Short sentences also “make invective more pungent.” Here is Burke on the impeachment of Warren Hastings:

Is Mr. Hastings a man against whom a charge of bribery is improbable? Why, he owns it. He is a professor of it. He reduces it to scheme and system. He glories in it.

In such examples, the relevant contrast “lies between the brevity of the sentences and the indignation of the speaker.”

And there’s much more. Farnsworth highlights how the best writers build tension by creating rhythms with different sounding syllables, by varying between active and passive voice, and by constructing right-and left-branching sentences. He discusses anacoluthon, which occurs when a writer changes the grammatical structure of sentence in midstream, and other grammatical and stylistic disruptions. And he emphasizes the virtues of the passive voice, which in his view “suffers from an undeserved bad reputation.” While this review cannot unpack all the many treasures of classical style that Farnsworth unearths, hopefully it has whetted the reader’s appetite for more.
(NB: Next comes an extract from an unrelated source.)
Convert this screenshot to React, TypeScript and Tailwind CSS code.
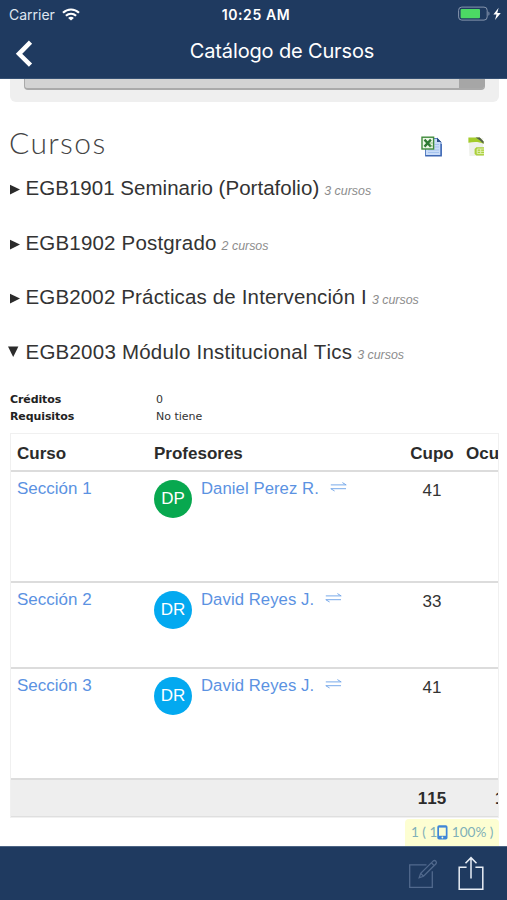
import { ReactNode } from 'react';

interface Course {
    code: string;
    count: number;
    tracking: string;
    open?: boolean;
}

interface Section {
    name: string;
    initials: string;
    teacher: string;
    quota: number;
    color: string;
    height: string;
}

const courses: Course[] = [
    { code: 'EGB1901 Seminario (Portafolio)', count: 3, tracking: 'tracking-[0.03px]' },
    { code: 'EGB1902 Postgrado', count: 2, tracking: 'tracking-[0.18px]' },
    { code: 'EGB2002 Prácticas de Intervención I', count: 3, tracking: 'tracking-[0.15px]' },
    { code: 'EGB2003 Módulo Institucional Tics', count: 3, tracking: 'tracking-[0.23px]', open: true },
];

const sections: Section[] = [
    { name: 'Sección 1', initials: 'DP', teacher: 'Daniel Perez R.', quota: 41, color: 'bg-[#08a84f]', height: 'h-[111px]' },
    { name: 'Sección 2', initials: 'DR', teacher: 'David Reyes J.', quota: 33, color: 'bg-[#03a9f0]', height: 'h-[86px]' },
    { name: 'Sección 3', initials: 'DR', teacher: 'David Reyes J.', quota: 41, color: 'bg-[#03a9f0]', height: 'h-[111px]' },
];

function WifiIcon() {
    return (
        <svg width="18" height="13" viewBox="0 0 18 13" fill="none" stroke="#fff" strokeWidth="2.2">
            <path d="M1 4.8C5.6.4 12.4.4 17 4.8" />
            <path d="M3.9 7.8c3-2.7 7.2-2.7 10.2 0" />
            <path d="M9 12.6 6.1 9.9c1.7-1.5 4.1-1.5 5.8 0z" fill="#fff" stroke="none" />
        </svg>
    );
}

function BatteryIcon() {
    return (
        <svg width="44" height="16" viewBox="0 0 44 16" fill="none">
            <rect x="0.6" y="1.1" width="28.6" height="13" rx="3.2" stroke="#8796ae" strokeWidth="1" />
            <rect x="2.6" y="3" width="19.4" height="9.2" rx="1" fill="#4cd964" />
            <path d="M30.4 5.4c1.5.6 1.5 3.8 0 4.4z" fill="#8796ae" />
            <path d="M40.6 1.7 35.4 8.4h3.1l-1.5 5.5 5.8-7h-3.5z" fill="#fff" />
        </svg>
    );
}

function ExcelIcon() {
    return (
        <svg width="21" height="21" viewBox="0 0 21 21" fill="none">
            <path d="M6.5 2.5h10L20 6v13.5H4.5v-9z" fill="#c9dcf8" stroke="#5a82c4" />
            <path d="M16 1.5 20.2 6H16z" fill="#2d4f86" />
            <path d="M13.5 8.5H18M13.5 11H18M7 14h11M7 16.5h11" stroke="#a5c3ee" />
            <path d="M4.2 19.7h16V8" stroke="#3f68b4" strokeWidth="1.4" />
            <rect x="1" y="1.2" width="11.6" height="11.8" fill="#eef7e8" stroke="#3f8a3b" strokeWidth="1.4" />
            <path d="m3.5 3.6 6.4 7M9.9 3.6l-6.4 7" stroke="#2f7a33" strokeWidth="2.3" />
            <path d="M8.8 7h3M8.8 10h3" stroke="#6fac62" strokeWidth="0.8" />
        </svg>
    );
}

function SheetIcon() {
    return (
        <svg width="16" height="20" viewBox="0 0 16 20" fill="none">
            <path d="M.6 1h14.6v18H1.4z" fill="#eff1ec" />
            <path d="M.4.6h11.2l4 4v2.2C11 4.7 6 4.6.4 5.8z" fill="#a4cc2c" />
            <path d="M7.6.6h4.2l3.8 3.8v2.3C13 5 12 3 7.6.6z" fill="#54604c" />
            <path d="M16 10.2H8.4L6.6 12v5l1.8 1.4H16z" fill="#abd03a" />
            <path d="M16 12H9.2v4.6H16M9.2 14.3H16M12.7 12v4.6" stroke="#e2f0b4" />
        </svg>
    );
}

function SwapIcon() {
    return (
        <svg width="17" height="10" viewBox="0 0 17 10" fill="none" stroke="#79aaea" strokeWidth="1">
            <path d="M.8 2.9h15.4l-3.8-2.3M16 6.7H.8l3.8 2.3" />
        </svg>
    );
}

function PhoneIcon() {
    return (
        <svg width="11" height="15" viewBox="0 0 11 15">
            <rect x="0.3" y="0.3" width="10.2" height="14.2" rx="1.8" fill="#3f86d8" />
            <rect x="2" y="2.6" width="6.8" height="8.2" fill="#fbfcd2" />
            <circle cx="5.4" cy="12.5" r="0.9" fill="#fbfcd2" />
        </svg>
    );
}

function ComposeIcon() {
    return (
        <svg width="30" height="30" viewBox="0 0 30 30" fill="none" stroke="#51698d" strokeWidth="1.3">
            <path d="M18.5 5.8H1.7v22.5h22.6V12.2" />
            <path d="m11.2 18.8 1.5-4.4L25.3 1.9q1.5-.9 2.6.3t.1 2.6L15.5 17.3zM23.4 3.8l2.8 2.8M12.7 14.4l2.8 2.9" />
        </svg>
    );
}

function ShareIcon() {
    return (
        <svg width="26" height="35" viewBox="0 0 26 35" fill="none" stroke="#e8edf5" strokeWidth="1.5">
            <path d="M8.6 11.3H1.2v22h23.6v-22h-7.4" />
            <path d="M13 22.5V1.8M7.5 7.2 13 1.6l5.5 5.6" />
        </svg>
    );
}

function Header({ title }: { title: string }) {
    return (
        <header className="h-[79px] shrink-0 bg-[#1f3a60] border-b border-[#355073] text-white font-['Inter',sans-serif]">
            <div className="h-[28px] grid grid-cols-3 items-center">
                <div className="flex items-center gap-[7px] pl-[9px] text-[14px] text-[#dfe6f0]">
                    Carrier <WifiIcon />
                </div>
                <div className="text-center text-[14px] font-semibold tracking-[0.6px] whitespace-nowrap pl-[5px]">10:25 AM</div>
                <div className="flex justify-end pr-[5px]"><BatteryIcon /></div>
            </div>
            <div className="flex h-[50px] items-center">
                <svg className="ml-[15px] shrink-0" width="19" height="27" viewBox="0 0 19 27" fill="none" stroke="#fff" strokeWidth="4.5">
                    <path d="M15.5 2.2 4 13.8l11.5 11.4" />
                </svg>
                <h1 className="-mt-1 flex-1 pl-[23px] text-center text-[20px] tracking-[-0.15px] whitespace-nowrap">{title}</h1>
            </div>
        </header>
    );
}

function CourseRow({ course }: { course: Course }) {
    return (
        <div className="h-[54.7px] flex items-baseline whitespace-nowrap [font-kerning:none]">
            <svg className="w-4 h-[11px] shrink-0 overflow-visible" viewBox="0 0 16 11" fill="#2b2b2b">
                {course.open ? <path d="M-2 -1.4h10.4L3.2 9z" /> : <path d="M0 0.8v9.6l10-4.8z" />}
            </svg>
            <h3 className={`text-[20.5px] leading-[30px] text-[#333] ${course.tracking}`}>{course.code}</h3>
            <em className="ml-[5px] text-[12.4px] text-[#8c8c8c]">{course.count} cursos</em>
        </div>
    );
}

function Info({ label, children }: { label: string; children: ReactNode }) {
    return (
        <div className="flex h-[17px] items-center">
            <dt className="w-[146px] font-bold tracking-[-0.1px] text-[#222]">{label}</dt>
            <dd>{children}</dd>
        </div>
    );
}

function SectionTable() {
    const columns = 'grid grid-cols-[137px_248px_60px_100px] pl-1.5';

    return (
        <div className="ml-px h-[385px] shrink-0 overflow-hidden border border-[#f0f0f0] text-[17px] leading-5 [font-kerning:none]">
            <div className={`${columns} h-[38px] items-center border-b-2 border-[#dcdcdc] pt-[4px] font-bold text-[#2b2b2b]`}>
                <span>Curso</span>
                <span>Profesores</span>
                <span className="text-center">Cupo</span>
                <span className="pl-[4px]">Ocupados</span>
            </div>
            {sections.map((section) => (
                <div key={section.name} className={`${columns} ${section.height} border-b-2 border-[#dcdcdc] pt-[7px] text-[#5b92e2]`}>
                    <a>{section.name}</a>
                    <div className="flex items-start">
                        <span className={`${section.color} mt-px flex size-[38px] items-center justify-center rounded-full text-white`}>
                            {section.initials}
                        </span>
                        <a className="ml-[9px] text-[16.7px] tracking-[0.07px]">{section.teacher}</a>
                        <span className="ml-[11px] mt-[3px]"><SwapIcon /></span>
                    </div>
                    <span className="pt-0.5 text-center text-[#333]">{section.quota}</span>
                </div>
            ))}
            <div className={`${columns} h-[38px] items-center border-b-2 border-[#dfdfdf] bg-[#eeeeee] pt-[2px] font-bold text-[#2b2b2b]`}>
                <span className="col-start-3 text-center">115</span>
                <span className="pl-[33px]">100</span>
            </div>
        </div>
    );
}

export default function App() {
    return (
        <div className="flex h-[900px] w-[507px] flex-col overflow-hidden bg-white font-['Liberation_Sans',Arial,sans-serif]">
            <Header title="Catálogo de Cursos" />

            <main className="flex flex-1 flex-col overflow-hidden pl-[9px] pr-[8px]">
                {/* bottom of the filter panel, scrolled under the header */}
                <div className="ml-px h-[23px] shrink-0 rounded-b-md bg-[#efefef] px-[14px]">
                    <div className="flex h-[10.5px] justify-end overflow-hidden rounded-b border-b-2 border-l border-[#aaa] bg-[#d3d3d3]">
                        <div className="w-[26px] bg-[#a6a6a6]" />
                    </div>
                </div>

                <div className="mt-[20px] flex h-[40px] shrink-0 items-center">
                    <h2 className="font-['Lato',sans-serif] text-[30px] font-light tracking-[1.4px] text-[#444]">Cursos</h2>
                    <div className="ml-auto mr-[15px] mt-[9px] flex items-center gap-[26px]">
                        <ExcelIcon />
                        <SheetIcon />
                    </div>
                </div>

                <div className="mt-[11px] shrink-0 pl-[0.5px]">
                    {courses.map((course) => (
                        <CourseRow key={course.code} course={course} />
                    ))}
                </div>

                <dl className="mb-[7px] shrink-0 pl-px font-['DejaVu_Sans',Verdana,sans-serif] text-[11px] text-[#333]">
                    <Info label="Créditos">0</Info>
                    <Info label="Requisitos">No tiene</Info>
                </dl>

                <SectionTable />

                <div className="mt-px flex h-[27px] w-[94px] shrink-0 items-center self-end rounded-t bg-[#fdfed2] pl-[6px] font-['Lato',sans-serif] text-[13.6px] text-[#7fb0b8] whitespace-nowrap">
                    1 ( 1<PhoneIcon />&nbsp;100% )
                </div>
            </main>

            <footer className="flex h-[54px] shrink-0 items-center justify-end gap-[20px] border-t border-[#4c6484] bg-[#1f3a60] pr-[23px]">
                <ComposeIcon />
                <ShareIcon />
            </footer>
        </div>
    );
}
Few books on writing style are page-turners, yet Farnsworth succeeds in both entertaining and instructing the diligent reader. True, not every classical technique can be revived. But Farnsworth believes—as do many traditionalists—that “it’s worth knowing how great things have been done in the past, whether or not we can do all of them now.” The typical writer does not begin, Jacques Barzun observed, with “well-shaped thought, trimmed and polished, but with an intent—perhaps with several, overlapping and conflicting.” That is why the overriding rule of style is “to keep solely in view the thought one wants to convey.” Page after delightful page, Farnsworth showcases age-old ways for doing just that.  


A former Wilbur Fellow at the Russell Kirk Center for Cultural Renewal, Cory L. Andrews is Vice President of Litigation for the Washington Legal Foundation.